(Records with interface code)
-- start --

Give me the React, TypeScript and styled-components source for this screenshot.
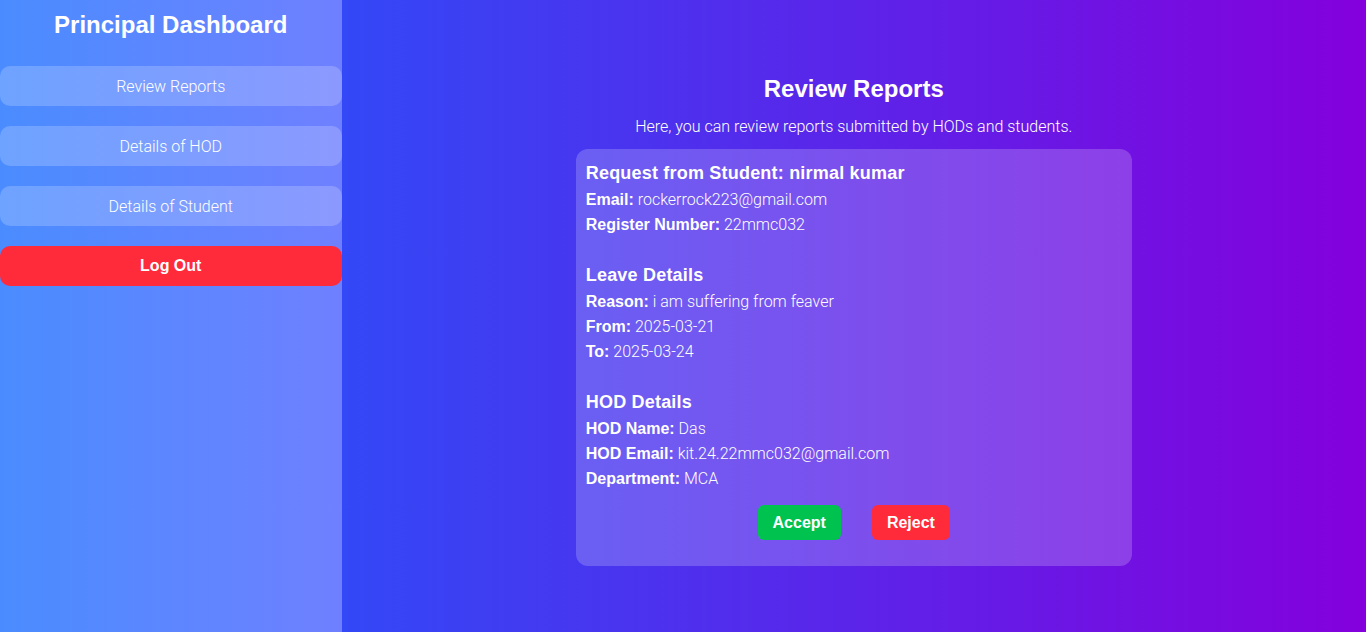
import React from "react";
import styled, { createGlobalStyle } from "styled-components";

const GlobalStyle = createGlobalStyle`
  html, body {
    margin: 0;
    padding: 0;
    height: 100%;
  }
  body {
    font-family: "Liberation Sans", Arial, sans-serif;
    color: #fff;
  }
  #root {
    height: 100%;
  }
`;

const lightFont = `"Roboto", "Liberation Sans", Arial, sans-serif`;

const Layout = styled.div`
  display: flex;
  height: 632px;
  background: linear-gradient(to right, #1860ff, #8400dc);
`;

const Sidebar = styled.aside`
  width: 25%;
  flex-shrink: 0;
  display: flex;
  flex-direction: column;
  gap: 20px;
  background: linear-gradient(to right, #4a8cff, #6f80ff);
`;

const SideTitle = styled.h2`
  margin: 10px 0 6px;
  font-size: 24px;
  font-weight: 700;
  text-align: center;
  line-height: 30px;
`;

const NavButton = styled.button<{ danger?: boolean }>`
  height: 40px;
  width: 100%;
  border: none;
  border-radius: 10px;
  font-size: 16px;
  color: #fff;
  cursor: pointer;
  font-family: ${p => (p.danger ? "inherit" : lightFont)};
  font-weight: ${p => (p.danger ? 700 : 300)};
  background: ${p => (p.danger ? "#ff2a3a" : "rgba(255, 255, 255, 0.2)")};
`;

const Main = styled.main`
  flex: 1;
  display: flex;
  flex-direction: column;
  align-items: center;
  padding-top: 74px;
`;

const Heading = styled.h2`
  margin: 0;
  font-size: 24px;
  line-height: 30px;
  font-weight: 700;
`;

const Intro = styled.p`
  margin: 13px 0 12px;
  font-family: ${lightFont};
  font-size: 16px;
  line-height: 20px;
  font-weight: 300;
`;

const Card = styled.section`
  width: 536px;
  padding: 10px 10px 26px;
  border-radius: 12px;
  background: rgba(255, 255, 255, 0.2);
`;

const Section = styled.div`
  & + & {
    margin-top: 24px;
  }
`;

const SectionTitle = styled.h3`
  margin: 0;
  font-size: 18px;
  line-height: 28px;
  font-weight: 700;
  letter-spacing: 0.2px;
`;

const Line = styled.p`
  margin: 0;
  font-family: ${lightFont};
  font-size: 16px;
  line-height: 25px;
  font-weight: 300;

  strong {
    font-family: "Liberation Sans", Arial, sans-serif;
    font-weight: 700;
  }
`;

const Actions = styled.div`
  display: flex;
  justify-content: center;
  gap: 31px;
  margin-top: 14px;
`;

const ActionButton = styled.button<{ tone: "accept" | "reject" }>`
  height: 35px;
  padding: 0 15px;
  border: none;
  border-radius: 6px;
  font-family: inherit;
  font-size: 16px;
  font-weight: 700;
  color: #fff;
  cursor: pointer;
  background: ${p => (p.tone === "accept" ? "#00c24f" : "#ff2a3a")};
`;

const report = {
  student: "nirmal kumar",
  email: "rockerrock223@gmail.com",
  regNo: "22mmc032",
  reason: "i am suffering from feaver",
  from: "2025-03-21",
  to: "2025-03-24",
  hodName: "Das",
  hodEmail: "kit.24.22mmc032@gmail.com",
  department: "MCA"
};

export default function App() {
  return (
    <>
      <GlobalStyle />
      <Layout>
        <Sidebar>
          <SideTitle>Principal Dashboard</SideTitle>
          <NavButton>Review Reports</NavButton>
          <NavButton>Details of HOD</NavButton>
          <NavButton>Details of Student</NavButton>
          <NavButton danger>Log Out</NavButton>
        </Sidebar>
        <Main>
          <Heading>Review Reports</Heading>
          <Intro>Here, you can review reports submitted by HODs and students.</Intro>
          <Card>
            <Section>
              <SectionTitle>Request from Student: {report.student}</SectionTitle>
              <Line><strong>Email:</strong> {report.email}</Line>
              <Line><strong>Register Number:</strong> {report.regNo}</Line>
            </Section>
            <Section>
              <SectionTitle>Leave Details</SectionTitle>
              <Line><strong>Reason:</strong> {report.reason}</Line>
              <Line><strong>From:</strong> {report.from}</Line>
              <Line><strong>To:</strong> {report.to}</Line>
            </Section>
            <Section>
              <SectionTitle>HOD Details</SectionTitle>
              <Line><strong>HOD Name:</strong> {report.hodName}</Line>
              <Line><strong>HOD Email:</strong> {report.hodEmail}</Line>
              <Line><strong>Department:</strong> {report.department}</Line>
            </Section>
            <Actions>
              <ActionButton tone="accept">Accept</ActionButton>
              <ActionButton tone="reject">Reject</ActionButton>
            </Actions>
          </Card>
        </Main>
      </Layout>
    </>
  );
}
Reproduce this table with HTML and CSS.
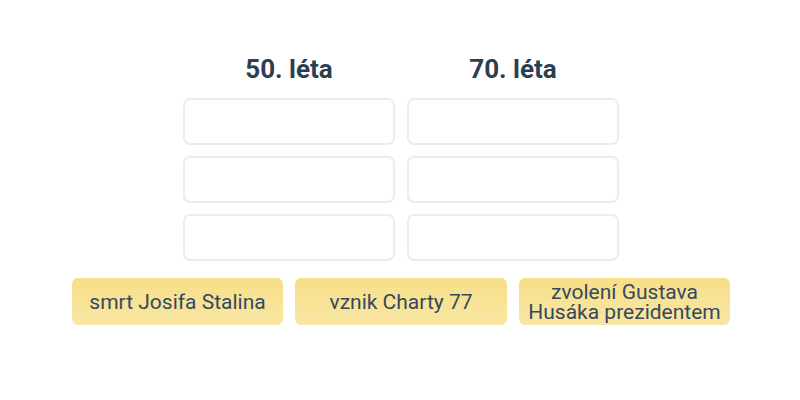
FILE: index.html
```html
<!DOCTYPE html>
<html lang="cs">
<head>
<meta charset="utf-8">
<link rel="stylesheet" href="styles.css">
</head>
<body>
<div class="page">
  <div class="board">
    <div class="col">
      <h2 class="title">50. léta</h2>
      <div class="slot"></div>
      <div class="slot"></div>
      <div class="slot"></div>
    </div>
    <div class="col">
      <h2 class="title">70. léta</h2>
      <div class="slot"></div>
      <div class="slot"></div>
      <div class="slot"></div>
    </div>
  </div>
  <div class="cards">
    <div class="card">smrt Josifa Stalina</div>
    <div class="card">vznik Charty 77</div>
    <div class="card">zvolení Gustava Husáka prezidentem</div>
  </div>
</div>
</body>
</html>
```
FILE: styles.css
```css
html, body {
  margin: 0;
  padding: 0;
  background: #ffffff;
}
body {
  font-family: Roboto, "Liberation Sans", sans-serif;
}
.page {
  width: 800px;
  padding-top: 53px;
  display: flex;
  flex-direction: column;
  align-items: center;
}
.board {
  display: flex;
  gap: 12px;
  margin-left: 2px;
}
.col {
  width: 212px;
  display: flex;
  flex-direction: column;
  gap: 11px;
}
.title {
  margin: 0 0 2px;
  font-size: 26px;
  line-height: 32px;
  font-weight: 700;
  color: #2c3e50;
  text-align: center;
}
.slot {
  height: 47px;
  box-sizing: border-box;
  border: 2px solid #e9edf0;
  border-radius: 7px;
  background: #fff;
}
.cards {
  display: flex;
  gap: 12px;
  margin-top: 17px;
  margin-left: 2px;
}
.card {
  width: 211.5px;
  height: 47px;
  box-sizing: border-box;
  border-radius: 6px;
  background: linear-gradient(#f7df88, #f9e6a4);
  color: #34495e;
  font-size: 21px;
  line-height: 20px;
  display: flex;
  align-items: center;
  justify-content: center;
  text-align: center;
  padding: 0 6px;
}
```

-- end --

- _Exercise objective_: Return the listing above unchanged, apart from dropping its pictures.

- _Reply to the task_:
Give me the React, TypeScript and styled-components source for this screenshot.
import React from "react";
import styled, { createGlobalStyle } from "styled-components";

const GlobalStyle = createGlobalStyle`
  html, body {
    margin: 0;
    padding: 0;
    height: 100%;
  }
  body {
    font-family: "Liberation Sans", Arial, sans-serif;
    color: #fff;
  }
  #root {
    height: 100%;
  }
`;

const lightFont = `"Roboto", "Liberation Sans", Arial, sans-serif`;

const Layout = styled.div`
  display: flex;
  height: 632px;
  background: linear-gradient(to right, #1860ff, #8400dc);
`;

const Sidebar = styled.aside`
  width: 25%;
  flex-shrink: 0;
  display: flex;
  flex-direction: column;
  gap: 20px;
  background: linear-gradient(to right, #4a8cff, #6f80ff);
`;

const SideTitle = styled.h2`
  margin: 10px 0 6px;
  font-size: 24px;
  font-weight: 700;
  text-align: center;
  line-height: 30px;
`;

const NavButton = styled.button<{ danger?: boolean }>`
  height: 40px;
  width: 100%;
  border: none;
  border-radius: 10px;
  font-size: 16px;
  color: #fff;
  cursor: pointer;
  font-family: ${p => (p.danger ? "inherit" : lightFont)};
  font-weight: ${p => (p.danger ? 700 : 300)};
  background: ${p => (p.danger ? "#ff2a3a" : "rgba(255, 255, 255, 0.2)")};
`;

const Main = styled.main`
  flex: 1;
  display: flex;
  flex-direction: column;
  align-items: center;
  padding-top: 74px;
`;

const Heading = styled.h2`
  margin: 0;
  font-size: 24px;
  line-height: 30px;
  font-weight: 700;
`;

const Intro = styled.p`
  margin: 13px 0 12px;
  font-family: ${lightFont};
  font-size: 16px;
  line-height: 20px;
  font-weight: 300;
`;

const Card = styled.section`
  width: 536px;
  padding: 10px 10px 26px;
  border-radius: 12px;
  background: rgba(255, 255, 255, 0.2);
`;

const Section = styled.div`
  & + & {
    margin-top: 24px;
  }
`;

const SectionTitle = styled.h3`
  margin: 0;
  font-size: 18px;
  line-height: 28px;
  font-weight: 700;
  letter-spacing: 0.2px;
`;

const Line = styled.p`
  margin: 0;
  font-family: ${lightFont};
  font-size: 16px;
  line-height: 25px;
  font-weight: 300;

  strong {
    font-family: "Liberation Sans", Arial, sans-serif;
    font-weight: 700;
  }
`;

const Actions = styled.div`
  display: flex;
  justify-content: center;
  gap: 31px;
  margin-top: 14px;
`;

const ActionButton = styled.button<{ tone: "accept" | "reject" }>`
  height: 35px;
  padding: 0 15px;
  border: none;
  border-radius: 6px;
  font-family: inherit;
  font-size: 16px;
  font-weight: 700;
  color: #fff;
  cursor: pointer;
  background: ${p => (p.tone === "accept" ? "#00c24f" : "#ff2a3a")};
`;

const report = {
  student: "nirmal kumar",
  email: "rockerrock223@gmail.com",
  regNo: "22mmc032",
  reason: "i am suffering from feaver",
  from: "2025-03-21",
  to: "2025-03-24",
  hodName: "Das",
  hodEmail: "kit.24.22mmc032@gmail.com",
  department: "MCA"
};

export default function App() {
  return (
    <>
      <GlobalStyle />
      <Layout>
        <Sidebar>
          <SideTitle>Principal Dashboard</SideTitle>
          <NavButton>Review Reports</NavButton>
          <NavButton>Details of HOD</NavButton>
          <NavButton>Details of Student</NavButton>
          <NavButton danger>Log Out</NavButton>
        </Sidebar>
        <Main>
          <Heading>Review Reports</Heading>
          <Intro>Here, you can review reports submitted by HODs and students.</Intro>
          <Card>
            <Section>
              <SectionTitle>Request from Student: {report.student}</SectionTitle>
              <Line><strong>Email:</strong> {report.email}</Line>
              <Line><strong>Register Number:</strong> {report.regNo}</Line>
            </Section>
            <Section>
              <SectionTitle>Leave Details</SectionTitle>
              <Line><strong>Reason:</strong> {report.reason}</Line>
              <Line><strong>From:</strong> {report.from}</Line>
              <Line><strong>To:</strong> {report.to}</Line>
            </Section>
            <Section>
              <SectionTitle>HOD Details</SectionTitle>
              <Line><strong>HOD Name:</strong> {report.hodName}</Line>
              <Line><strong>HOD Email:</strong> {report.hodEmail}</Line>
              <Line><strong>Department:</strong> {report.department}</Line>
            </Section>
            <Actions>
              <ActionButton tone="accept">Accept</ActionButton>
              <ActionButton tone="reject">Reject</ActionButton>
            </Actions>
          </Card>
        </Main>
      </Layout>
    </>
  );
}
Reproduce this table with HTML and CSS.
FILE: index.html
```html
<!DOCTYPE html>
<html lang="cs">
<head>
<meta charset="utf-8">
<link rel="stylesheet" href="styles.css">
</head>
<body>
<div class="page">
  <div class="board">
    <div class="col">
      <h2 class="title">50. léta</h2>
      <div class="slot"></div>
      <div class="slot"></div>
      <div class="slot"></div>
    </div>
    <div class="col">
      <h2 class="title">70. léta</h2>
      <div class="slot"></div>
      <div class="slot"></div>
      <div class="slot"></div>
    </div>
  </div>
  <div class="cards">
    <div class="card">smrt Josifa Stalina</div>
    <div class="card">vznik Charty 77</div>
    <div class="card">zvolení Gustava Husáka prezidentem</div>
  </div>
</div>
</body>
</html>
```
FILE: styles.css
```css
html, body {
  margin: 0;
  padding: 0;
  background: #ffffff;
}
body {
  font-family: Roboto, "Liberation Sans", sans-serif;
}
.page {
  width: 800px;
  padding-top: 53px;
  display: flex;
  flex-direction: column;
  align-items: center;
}
.board {
  display: flex;
  gap: 12px;
  margin-left: 2px;
}
.col {
  width: 212px;
  display: flex;
  flex-direction: column;
  gap: 11px;
}
.title {
  margin: 0 0 2px;
  font-size: 26px;
  line-height: 32px;
  font-weight: 700;
  color: #2c3e50;
  text-align: center;
}
.slot {
  height: 47px;
  box-sizing: border-box;
  border: 2px solid #e9edf0;
  border-radius: 7px;
  background: #fff;
}
.cards {
  display: flex;
  gap: 12px;
  margin-top: 17px;
  margin-left: 2px;
}
.card {
  width: 211.5px;
  height: 47px;
  box-sizing: border-box;
  border-radius: 6px;
  background: linear-gradient(#f7df88, #f9e6a4);
  color: #34495e;
  font-size: 21px;
  line-height: 20px;
  display: flex;
  align-items: center;
  justify-content: center;
  text-align: center;
  padding: 0 6px;
}
```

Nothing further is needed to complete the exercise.